Clinton cut the army from 18 divisions to 10, cut 20 wings of aircraft from the Navy and Air Force, cut over 100 ships from the navy, and made other cuts. Overall the force was close to cut in half. Since Clinton increases in size have been very small. Even allowing for greater use of contractors, and for the call up of reserves, fewer people are working in military related jobs now than under Bush I. Not "a smaller percentage of the population", but straight out fewer people. During the Gulf War we sent over a half million military personnel to the theater as opposed to the 150K or so there now even with the "surge".

So less people in an absolute sense. Less money as a percentage of our economy. No vast increase in weapons exports to soak up the difference. How is the military industrial complex a bigger part of the country than it used to be? Answer it isn't.





how much the US spends on defense compared to other countries. Its a very meaningful comparison......it shows the greater emphasis we place on our military vs other countries. It affirms my POV of that the US has become a very militarisitic society.

It affirms nothing of the sort. "has become" implies change over time. The change that has happened is the the military and support for the military has become a smaller part of the country over time.

You might try to use the fact that the US spends more than other countries to assert that the US IS and has long been more militaristic than many other countries. Then at least you would be presenting relevant information. Of course the US is much bigger than most countries, and since your discussing spending, the relevant measurement of size is the size of the economy, and our economy is the biggest.

We do spend more as a percentage of GDP than Europe or Japan, so if you want to use spending as a percentage of GDP as the measurement of how militaristic a country is than we are more militaristic then they are. But then if you want to use that measurement you would have to concede that we are less militaristic now than we were during most of the 20th century.

Ad for your other post, I've already replied to it. It shows nothing about how militaristic a country is. A country with significantly greater population and wealth can spend more on the military but still be less militaristic. We have significantly greater population and wealth than we did during WWII or Korea or even Vietnam. Our population is over double what it was in WWII and about 50% greater than it was in Vietnam. In terms of GDP the differences are far greater.

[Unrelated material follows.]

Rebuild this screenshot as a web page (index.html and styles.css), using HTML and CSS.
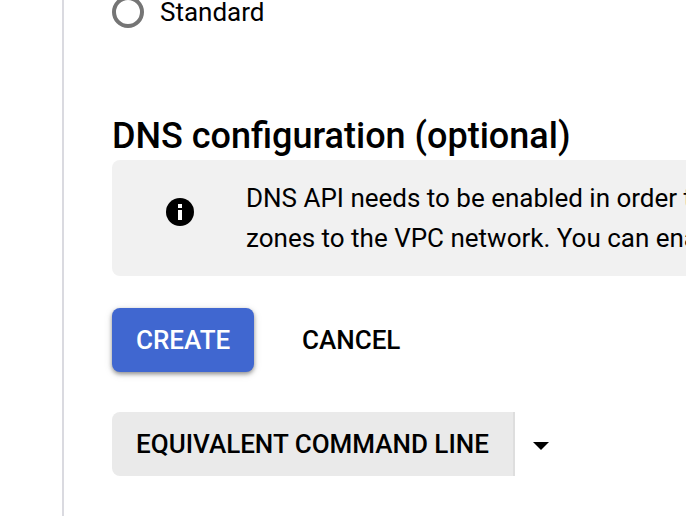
FILE: index.html
```html
<!DOCTYPE html>
<html lang="en">
<head>
<meta charset="utf-8">
<title>DNS configuration</title>
<link rel="stylesheet" href="styles.css">
</head>
<body>
<div class="page">
  <main class="content">
    <label class="radio"><span class="radio-dot"></span><span class="radio-text">Standard</span></label>
    <h2 class="heading">DNS configuration (optional)</h2>
    <section class="notice">
      <svg class="info" viewBox="0 0 28 28"><circle cx="14" cy="14" r="14" fill="#000"/><path d="M12 6h4v4h-4zM12 12h4v10h-4z" fill="#fff"/></svg>
      <p class="notice-text">DNS API needs to be enabled in order to assign DNS<br>zones to the VPC network. You can enable it here</p>
    </section>
    <div class="actions">
      <button class="btn create">CREATE</button>
      <button class="btn cancel">CANCEL</button>
    </div>
    <div class="command">
      <button class="btn line">EQUIVALENT COMMAND LINE</button>
      <svg class="caret" viewBox="0 0 16 8"><path d="M0 0h16L8 8z"/></svg>
    </div>
  </main>
</div>
</body>
</html>
```
FILE: styles.css
```css
* { box-sizing: border-box; }
body { margin: 0; background: #fff; color: #000; font-family: Roboto, sans-serif; overflow: hidden; }
.page { width: 686px; height: 516px; overflow: hidden; padding-left: 62px; }
.content { height: 516px; border-left: 2px solid #dadae0; padding-left: 48px; overflow: hidden; }
.radio { display: flex; align-items: center; height: 32px; margin-top: -4px; }
.radio-dot { width: 32px; height: 32px; border: 4px solid #757575; border-radius: 50%; }
.radio-text { margin-left: 16px; font-size: 26px; line-height: 32px; }
.heading { margin: 84px 0 0; height: 48px; font-size: 36px; line-height: 48px; font-weight: 500; white-space: nowrap; }
.notice { display: flex; height: 116px; width: 700px; background: #f1f1f1; border-radius: 8px; padding: 18px 0 0 54px; }
.info { width: 28px; height: 28px; margin-top: 20px; flex: none; }
.notice-text { margin: 0 0 0 52px; font-size: 26px; line-height: 40px; white-space: nowrap; }
.actions { display: flex; margin-top: 32px; gap: 24px; }
.btn { height: 64px; border: 0; padding: 0 24px; font: 500 26px/64px Roboto, sans-serif; color: #000; background: none; white-space: nowrap; }
.create { width: 142px; color: #fff; background: #4067d0; border-radius: 8px; box-shadow: 0 2px 4px rgba(0,0,0,.4), 0 2px 10px rgba(0,0,0,.1); }
.command { display: flex; align-items: center; margin-top: 40px; }
.line { width: 403px; background: #eaeaea; border-right: 2px solid #dedede; border-radius: 8px 0 0 8px; }
.caret { width: 16px; height: 8px; margin: 4px 0 0 18px; }
```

If you don't like % of GDP as a measurement, how about real dollars per person. That state doesn't reflect the point that people have more inflation adjusted dollars than they used to, so the difference isn't as great, but we still spend less by that measure than in WWII, Korea or Vietnam. Real spending per person in WWII would be well over twice as high, maybe more than 3 times as high. Even in Vietnam it would be higher than today.